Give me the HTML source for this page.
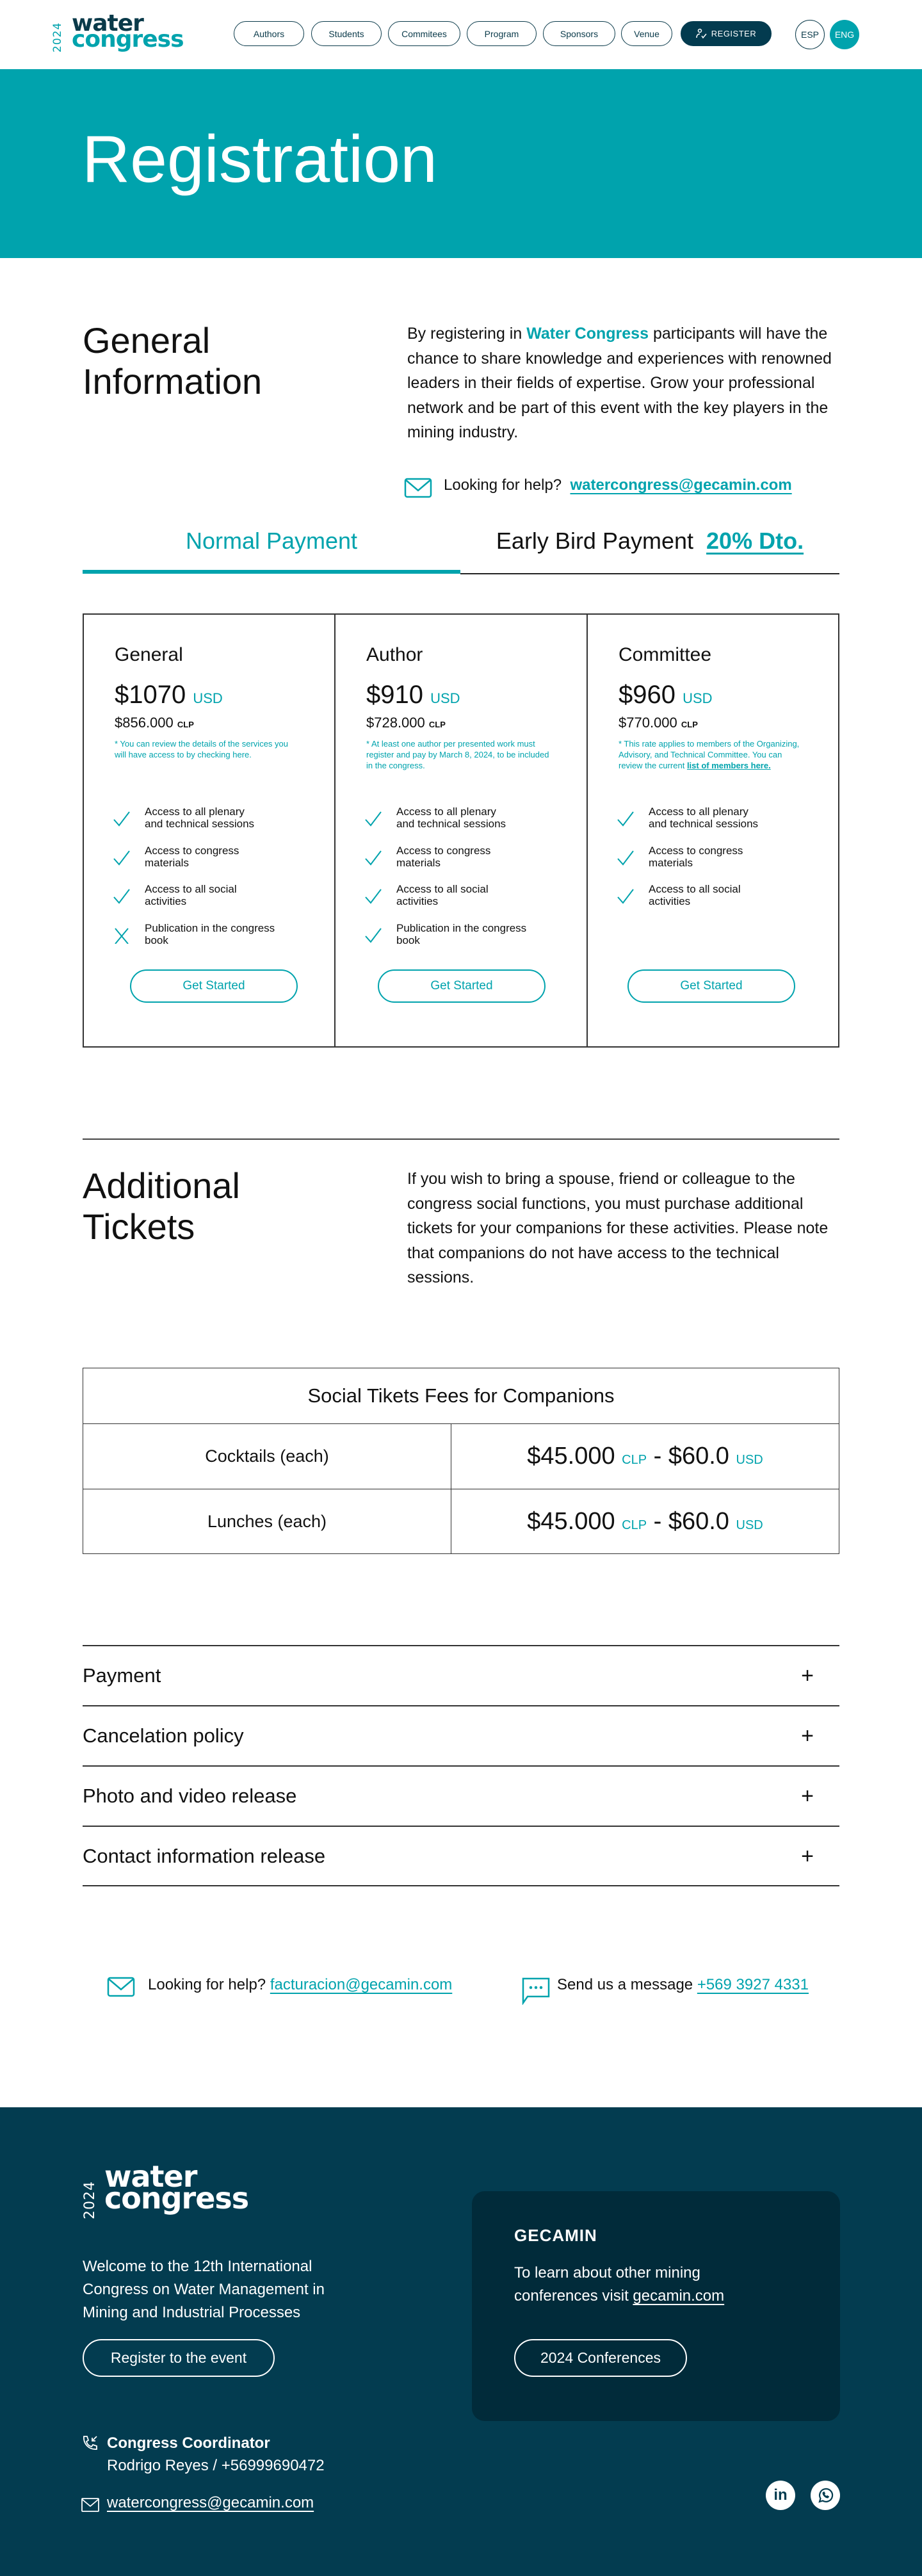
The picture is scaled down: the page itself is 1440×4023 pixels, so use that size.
<!DOCTYPE html>
<html><head><meta charset="utf-8">
<style>
*{margin:0;padding:0;box-sizing:border-box}
body{width:1440px;height:4023px;position:relative;background:#fff;font-family:"Liberation Sans",sans-serif;color:#111;overflow:hidden}
.a{position:absolute}
.teal{color:#00a3ad}
.pill{position:absolute;top:33px;height:39px;border:1.5px solid #0a3a4a;border-radius:20px;font-size:14px;display:flex;align-items:center;justify-content:center;color:#0a3a4a}
.circ{position:absolute;top:31px;width:46px;height:46px;border-radius:50%;font-size:14px;display:flex;align-items:center;justify-content:center}
.logo .y{position:absolute;transform:rotate(-90deg);transform-origin:left top;font-family:"DejaVu Sans",sans-serif;letter-spacing:1px}
.logo .w{position:absolute;font-family:"DejaVu Sans",sans-serif;font-weight:bold;letter-spacing:-1px}
.card{position:absolute;top:958px;height:678px;width:394px}
.card h3{position:absolute;left:50px;top:48px;font-size:30px;font-weight:normal}
.price{position:absolute;left:50px;top:105px;font-size:40px}
.price span{font-size:22px;color:#00a3ad}
.clp{position:absolute;left:50px;top:158px;font-size:22px}
.clp span{font-size:13px;font-weight:bold}
.note{position:absolute;left:50px;top:195px;width:290px;font-size:13px;line-height:17px;color:#00a3ad}
.feat{position:absolute;left:47px;width:320px;font-size:17px;line-height:19px;padding-left:50px}
.feat svg{position:absolute;left:0;top:8px}
.btn{position:absolute;top:556px;width:262px;height:52px;border:2px solid #00a3ad;border-radius:26px;color:#00a3ad;font-size:19px;display:flex;align-items:center;justify-content:center}
.acc{position:absolute;left:129px;width:1182px;height:94px;border-top:2px solid #333;font-size:31px;display:flex;align-items:center;justify-content:space-between;padding-right:40px}
.acc b{font-weight:normal;font-size:34px}
td{border:1.5px solid #333;text-align:center;font-size:27px}
</style></head><body>

<!-- header -->
<div class="logo a" style="left:77px;top:20px;width:220px;height:70px">
  <div class="y" style="left:3px;top:62px;font-size:17px;color:#00a3ad">2024</div>
  <div class="w" style="left:35px;top:-4px;font-size:36px;color:#0a3a4a">water</div>
  <div class="w" style="left:35px;top:21px;font-size:36px;color:#00a3ad">congress</div>
</div>
<div class="pill" style="left:365px;width:110px">Authors</div>
<div class="pill" style="left:486px;width:110px">Students</div>
<div class="pill" style="left:606px;width:113px">Commitees</div>
<div class="pill" style="left:729px;width:109px">Program</div>
<div class="pill" style="left:848px;width:113px">Sponsors</div>
<div class="pill" style="left:970px;width:80px">Venue</div>
<div class="pill" style="left:1063px;width:142px;background:#033b4f;color:#fff;border-color:#033b4f;font-size:13px;letter-spacing:.5px">
 <svg width="18" height="18" viewBox="0 0 18 18" fill="none" stroke="#fff" stroke-width="1.5" style="margin-right:6px"><circle cx="6" cy="4" r="2.5"/><path d="M1 15c0-4 2-6 5-6M9 12l2 3 5-6"/></svg>REGISTER</div>
<div class="circ" style="left:1242px;border:1.5px solid #0a3a4a;color:#0a3a4a">ESP</div>
<div class="circ" style="left:1296px;background:#00a3ad;color:#fff">ENG</div>

<!-- hero -->
<div class="a" style="left:0;top:108px;width:1440px;height:295px;background:#00a3ad"></div>
<div class="a" style="left:128px;top:190px;font-size:104px;color:#fff;font-weight:300">Registration</div>

<!-- general info -->
<div class="a" style="left:129px;top:500px;font-size:56px;line-height:64px">General<br>Information</div>
<div class="a" style="left:636px;top:502px;width:680px;font-size:25px;line-height:38.5px">By registering in <span class="teal" style="font-weight:bold">Water Congress</span> participants will have the chance to share knowledge and experiences with renowned leaders in their fields of expertise. Grow your professional network and be part of this event with the key players in the mining industry.</div>
<svg class="a" style="left:631px;top:746px" width="44" height="32" viewBox="0 0 44 32" fill="none" stroke="#00a3ad" stroke-width="2.5"><rect x="2" y="2" width="40" height="28" rx="3"/><path d="M2 3l20 17L42 3"/></svg>
<div class="a" style="left:693px;top:744px;font-size:24px">Looking for help? &nbsp;<span class="teal" style="font-weight:bold;text-decoration:underline;text-underline-offset:5px">watercongress@gecamin.com</span></div>

<!-- tabs -->
<div class="a teal" style="left:129px;top:824px;width:590px;text-align:center;font-size:36px">Normal Payment</div>
<div class="a" style="left:719px;top:824px;width:592px;text-align:center;font-size:36px">Early Bird Payment &nbsp;<span class="teal" style="font-weight:bold;text-decoration:underline;text-underline-offset:6px">20% Dto.</span></div>
<div class="a" style="left:129px;top:890px;width:590px;height:6px;background:#00a3ad"></div>
<div class="a" style="left:719px;top:895px;width:592px;height:2px;background:#222"></div>

<!-- cards -->
<div class="a" style="left:129px;top:958px;width:1182px;height:678px;border:2px solid #333"></div>
<div class="a" style="left:522px;top:958px;width:1.5px;height:678px;background:#333"></div>
<div class="a" style="left:916px;top:958px;width:1.5px;height:678px;background:#333"></div>

<div class="card" style="left:129px">
 <h3>General</h3>
 <div class="price">$1070 <span>USD</span></div>
 <div class="clp">$856.000 <span>CLP</span></div>
 <div class="note">* You can review the details of the services you will have access to by checking here.</div>
 <div class="feat" style="top:300px"><svg width="28" height="26"><path d="M2 14l8 9L26 2" fill="none" stroke="#00a3ad" stroke-width="2"/></svg>Access to all plenary<br>and technical sessions</div>
 <div class="feat" style="top:361px"><svg width="28" height="26"><path d="M2 14l8 9L26 2" fill="none" stroke="#00a3ad" stroke-width="2"/></svg>Access to congress<br>materials</div>
 <div class="feat" style="top:421px"><svg width="28" height="26"><path d="M2 14l8 9L26 2" fill="none" stroke="#00a3ad" stroke-width="2"/></svg>Access to all social<br>activities</div>
 <div class="feat" style="top:482px"><svg width="28" height="26"><path d="M4 2l20 24M24 2L4 26" fill="none" stroke="#00a3ad" stroke-width="2"/></svg>Publication in the congress<br>book</div>
 <div class="btn" style="left:74px">Get Started</div>
</div>
<div class="card" style="left:522px">
 <h3>Author</h3>
 <div class="price">$910 <span>USD</span></div>
 <div class="clp">$728.000 <span>CLP</span></div>
 <div class="note">* At least one author per presented work must register and pay by March 8, 2024, to be included in the congress.</div>
 <div class="feat" style="top:300px"><svg width="28" height="26"><path d="M2 14l8 9L26 2" fill="none" stroke="#00a3ad" stroke-width="2"/></svg>Access to all plenary<br>and technical sessions</div>
 <div class="feat" style="top:361px"><svg width="28" height="26"><path d="M2 14l8 9L26 2" fill="none" stroke="#00a3ad" stroke-width="2"/></svg>Access to congress<br>materials</div>
 <div class="feat" style="top:421px"><svg width="28" height="26"><path d="M2 14l8 9L26 2" fill="none" stroke="#00a3ad" stroke-width="2"/></svg>Access to all social<br>activities</div>
 <div class="feat" style="top:482px"><svg width="28" height="26"><path d="M2 14l8 9L26 2" fill="none" stroke="#00a3ad" stroke-width="2"/></svg>Publication in the congress<br>book</div>
 <div class="btn" style="left:68px">Get Started</div>
</div>
<div class="card" style="left:916px">
 <h3>Committee</h3>
 <div class="price">$960 <span>USD</span></div>
 <div class="clp">$770.000 <span>CLP</span></div>
 <div class="note">* This rate applies to members of the Organizing, Advisory, and Technical Committee. You can review the current <b style="text-decoration:underline">list of members here.</b></div>
 <div class="feat" style="top:300px"><svg width="28" height="26"><path d="M2 14l8 9L26 2" fill="none" stroke="#00a3ad" stroke-width="2"/></svg>Access to all plenary<br>and technical sessions</div>
 <div class="feat" style="top:361px"><svg width="28" height="26"><path d="M2 14l8 9L26 2" fill="none" stroke="#00a3ad" stroke-width="2"/></svg>Access to congress<br>materials</div>
 <div class="feat" style="top:421px"><svg width="28" height="26"><path d="M2 14l8 9L26 2" fill="none" stroke="#00a3ad" stroke-width="2"/></svg>Access to all social<br>activities</div>
 <div class="btn" style="left:64px">Get Started</div>
</div>

<!-- additional tickets -->
<div class="a" style="left:129px;top:1778px;width:1182px;height:2px;background:#444"></div>
<div class="a" style="left:129px;top:1820px;font-size:56px;line-height:64px">Additional<br>Tickets</div>
<div class="a" style="left:636px;top:1822px;width:680px;font-size:25px;line-height:38.5px">If you wish to bring a spouse, friend or colleague to the congress social functions, you must purchase additional tickets for your companions for these activities. Please note that companions do not have access to the technical sessions.</div>

<table class="a" style="left:129px;top:2136px;width:1182px;border-collapse:collapse">
<tr style="height:87px"><td colspan="2" style="font-size:31px;font-weight:300">Social Tikets Fees for Companions</td></tr>
<tr style="height:102px"><td style="width:575px">Cocktails (each)</td><td style="font-size:38px">$45.000 <span class="teal" style="font-size:20px">CLP</span> - $60.0 <span class="teal" style="font-size:20px">USD</span></td></tr>
<tr style="height:101px"><td>Lunches (each)</td><td style="font-size:38px">$45.000 <span class="teal" style="font-size:20px">CLP</span> - $60.0 <span class="teal" style="font-size:20px">USD</span></td></tr>
</table>

<!-- accordion -->
<div class="acc" style="top:2569px">Payment<b>+</b></div>
<div class="acc" style="top:2663px">Cancelation policy<b>+</b></div>
<div class="acc" style="top:2757px">Photo and video release<b>+</b></div>
<div class="acc" style="top:2851px">Contact information release<b>+</b></div>
<div class="a" style="left:129px;top:2944px;width:1182px;height:2px;background:#333"></div>

<!-- contact row -->
<svg class="a" style="left:167px;top:3087px" width="44" height="32" viewBox="0 0 44 32" fill="none" stroke="#00a3ad" stroke-width="2.5"><rect x="2" y="2" width="40" height="28" rx="3"/><path d="M2 3l20 17L42 3"/></svg>
<div class="a" style="left:231px;top:3086px;font-size:24px">Looking for help? <span class="teal" style="text-decoration:underline;text-underline-offset:5px">facturacion@gecamin.com</span></div>
<svg class="a" style="left:814px;top:3087px" width="46" height="44" viewBox="0 0 46 44" fill="none" stroke="#00a3ad" stroke-width="2.5"><path d="M3 3h40v28H10l-7 10z"/><circle cx="15" cy="17" r="1" fill="#00a3ad"/><circle cx="23" cy="17" r="1" fill="#00a3ad"/><circle cx="31" cy="17" r="1" fill="#00a3ad"/></svg>
<div class="a" style="left:870px;top:3086px;font-size:24px">Send us a message <span class="teal" style="text-decoration:underline;text-underline-offset:5px">+569 3927 4331</span></div>

<!-- footer -->
<div class="a" style="left:0;top:3291px;width:1440px;height:732px;background:#033c50"></div>
<div class="logo a" style="left:127px;top:3378px;width:300px;height:95px">
  <div class="y" style="left:1px;top:88px;font-size:22px;color:#fff">2024</div>
  <div class="w" style="left:36px;top:-6px;font-size:46px;color:#fff">water</div>
  <div class="w" style="left:36px;top:28px;font-size:46px;color:#fff">congress</div>
</div>
<div class="a" style="left:129px;top:3522px;width:410px;font-size:24px;line-height:36px;color:#fff">Welcome to the 12th International Congress on Water Management in Mining and Industrial Processes</div>
<div class="a" style="left:129px;top:3653px;width:300px;height:59px;border:2px solid #fff;border-radius:30px;color:#fff;font-size:23px;display:flex;align-items:center;justify-content:center">Register to the event</div>

<div class="a" style="left:737px;top:3422px;width:575px;height:359px;background:#012b3a;border-radius:20px"></div>
<div class="a" style="left:803px;top:3476px;font-size:26px;font-weight:bold;color:#fff;letter-spacing:1px">GECAMIN</div>
<div class="a" style="left:803px;top:3532px;width:370px;font-size:24px;line-height:36px;color:#fff">To learn about other mining conferences visit <span style="text-decoration:underline;text-underline-offset:5px">gecamin.com</span></div>
<div class="a" style="left:803px;top:3653px;width:270px;height:59px;border:2px solid #fff;border-radius:30px;color:#fff;font-size:23px;display:flex;align-items:center;justify-content:center">2024 Conferences</div>

<svg class="a" style="left:127px;top:3802px" width="28" height="28" viewBox="0 0 28 28" fill="none" stroke="#fff" stroke-width="1.8"><path d="M4 3l5 0 2 6-3 2c1 4 4 7 8 8l2-3 6 2v5c-12 1-21-8-20-20z"/><path d="M24 3l-7 7M17 5v5h5"/></svg>
<div class="a" style="left:167px;top:3802px;font-size:24px;font-weight:bold;color:#fff">Congress Coordinator</div>
<div class="a" style="left:167px;top:3837px;font-size:24px;color:#fff">Rodrigo Reyes / +56999690472</div>
<svg class="a" style="left:127px;top:3900px" width="28" height="24" viewBox="0 0 28 24" fill="none" stroke="#fff" stroke-width="1.8"><rect x="1" y="2" width="26" height="20" rx="1"/><path d="M1 3l13 11L27 3"/></svg>
<div class="a" style="left:167px;top:3895px;font-size:24px;color:#fff;text-decoration:underline;text-underline-offset:5px">watercongress@gecamin.com</div>

<div class="a" style="left:1196px;top:3874px;width:46px;height:46px;border-radius:50%;background:#fff;color:#033c50;font-weight:bold;font-size:24px;display:flex;align-items:center;justify-content:center">in</div>
<div class="a" style="left:1266px;top:3874px;width:46px;height:46px;border-radius:50%;background:#fff;display:flex;align-items:center;justify-content:center">
 <svg width="28" height="28" viewBox="0 0 28 28" fill="none" stroke="#033c50" stroke-width="2.2"><path d="M5 24l1.5-5A10 10 0 1 1 10 22.5z"/><path d="M10 10c0 4 4 8 8 8l1.5-2-2.5-1.5-1 1c-1.5-.5-3-2-3.5-3.5l1-1L12 8.5z" fill="#033c50" stroke-width="1"/></svg></div>

</body></html>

• • • •

Stated problem: Above are the lines; repeat exactly the ones from the line containing "The picture is" down to the line containing "</style></head><body>", both inclusive.

Correct answer:
The picture is scaled down: the page itself is 1440×4023 pixels, so use that size.
<!DOCTYPE html>
<html><head><meta charset="utf-8">
<style>
*{margin:0;padding:0;box-sizing:border-box}
body{width:1440px;height:4023px;position:relative;background:#fff;font-family:"Liberation Sans",sans-serif;color:#111;overflow:hidden}
.a{position:absolute}
.teal{color:#00a3ad}
.pill{position:absolute;top:33px;height:39px;border:1.5px solid #0a3a4a;border-radius:20px;font-size:14px;display:flex;align-items:center;justify-content:center;color:#0a3a4a}
.circ{position:absolute;top:31px;width:46px;height:46px;border-radius:50%;font-size:14px;display:flex;align-items:center;justify-content:center}
.logo .y{position:absolute;transform:rotate(-90deg);transform-origin:left top;font-family:"DejaVu Sans",sans-serif;letter-spacing:1px}
.logo .w{position:absolute;font-family:"DejaVu Sans",sans-serif;font-weight:bold;letter-spacing:-1px}
.card{position:absolute;top:958px;height:678px;width:394px}
.card h3{position:absolute;left:50px;top:48px;font-size:30px;font-weight:normal}
.price{position:absolute;left:50px;top:105px;font-size:40px}
.price span{font-size:22px;color:#00a3ad}
.clp{position:absolute;left:50px;top:158px;font-size:22px}
.clp span{font-size:13px;font-weight:bold}
.note{position:absolute;left:50px;top:195px;width:290px;font-size:13px;line-height:17px;color:#00a3ad}
.feat{position:absolute;left:47px;width:320px;font-size:17px;line-height:19px;padding-left:50px}
.feat svg{position:absolute;left:0;top:8px}
.btn{position:absolute;top:556px;width:262px;height:52px;border:2px solid #00a3ad;border-radius:26px;color:#00a3ad;font-size:19px;display:flex;align-items:center;justify-content:center}
.acc{position:absolute;left:129px;width:1182px;height:94px;border-top:2px solid #333;font-size:31px;display:flex;align-items:center;justify-content:space-between;padding-right:40px}
.acc b{font-weight:normal;font-size:34px}
td{border:1.5px solid #333;text-align:center;font-size:27px}
</style></head><body>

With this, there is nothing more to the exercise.